Winter 2012

January 12, 2012

Postnikov towers — Fedya Manin

Abstract: The Postnikov tower of a space is a way to construct the space from its homotopy groups, similarly to the way the cell decomposition is constructed from homology groups.  The role of the attaching map is played by the $k$-invariant of a fibration, which relates to obstruction theory and the Serre spectral sequence.  In this talk we’ll construct the Postnikov tower of a simply connected space, going over the other stuff as we go along.  If we have time we’ll also discuss what happens when $\pi_1$ enters the picture.

January 19, 2012 *** Special time: 3:00 PM in E308***

Perfectness of Diffeomorphism Groups — Katie Mann

January 26, 2012

Margulis’ Normal Subgroups Theorem — Wouter van Limbeek

Suppose you have a lattice in a semisimple Lie group. Then what are its normal subgroups? In this talk I will prove Margulis’ amazing answer: If the Lie group is higher rank and the lattice is irreducible, then every normal subgroup is finite or finite index.

February 2, 2012

“Hyperbolization Procedures” — Tam Nguyen Phan

1. Hyperbolization is a machine such that for each

Input = a triangulable closed manifold $M$,

Output = an locally CAT(0) (hence aspherical) closed manifold $h(M)$ such that a few nice things hold and there is a degree $1$ map $f: h(M) \to M$.

2. Cor: Any close manifold is cobordant to a closed aspherical manifold.

3. Strict hyperbolization: this does the same thing as in (1) but with CAT(0) replaced by CAT(-1).

4. and some other interesting if time permits.

February 9, 2012

Birrational geometry of (some) moduli spaces — Cesar Lozano Huerta

We will analyze a very specific type of deformation (birrational models) of some moduli spaces (like $M_g$, Hilbert Schemes, Stable maps). Despite the fact that such deformations are badly behaved from the topological point of view, these moduli spaces under such transformations remain moduli spaces. There were no reasons, a priori, for this fact to be true in general (for any moduli space), but in this talk we will give evidence suggesting that this phenomenon warrants further exploration.

February 16, 2012

Tautological Class of $\mathcal{M}_{g,n}$ — Rita Jiminez Rolland

Little is known about the cohomology rings of $\mathcal{M}_{g,n}$ (the moduli space of $n$-pointed Riemann surfaces of genus $g$) and of $\overline{\mathcal{M}_{g,n}}$ (its Deligne-Mumford compactification). Instead of trying to understand the whole $H^*(\mathcal{M}_{g,n};\mathbb{Q})$ we will focus on a subring generated by those classes that come naturally from geometric constructions (e.g. as Chern classes of some vector bundles).
In this talk I will define the tautological rings of $\mathcal{M}_{g,n}$ and $\overline{\mathcal{M}_{g,n}}$ and discuss some of their known and unknown properties. If time permits I will say a word about the existence of non-tautological classes.

February 23, 2012

Minimal but not uniquely ergodic interval exchanges — Jon Chaika

I will present a construction of a minimal but not uniquely ergodic interval exchange. Some time will be spent on explaining why one cares about this and why it is surprising. Time permitting I will present a second construction.

March 1, 2012

A Theorem of Borel — Grigori Avramidi

In this talk, I will discuss the following theorem of Borel:

“A closed aspherical manifold with centerless fundamental group  has no homotopically trivial isometries.”

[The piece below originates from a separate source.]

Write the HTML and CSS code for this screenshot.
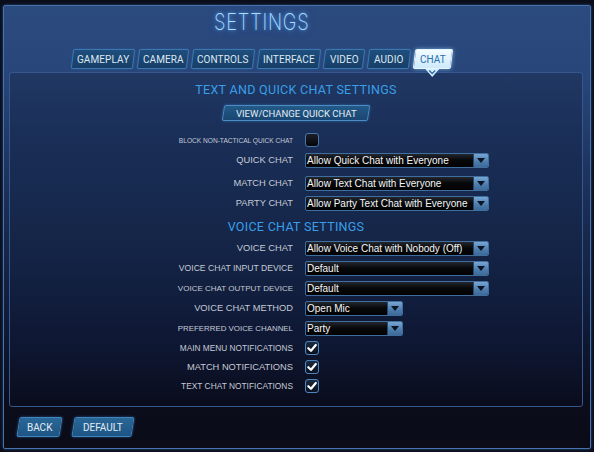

I will describe extensions of this to some noncompact aspherical manifolds (in particular, locally symmetric spaces).

March 8, 2012

An Introduction to Coxeter groups — Jenny Wilson

This talk will give an overview of the basic theory of Coxeter groups: the structure of Coxeter groups, Cartan matrices, root systems, the length function, parabolic subgroups, Coxeter graphs, and the classification of finite Coxeter groups. It should lay the groundwork for future talk(s) on applications to coinvariant algebras and the cohomology of flag varieties, or braid groups and hyperplane complements.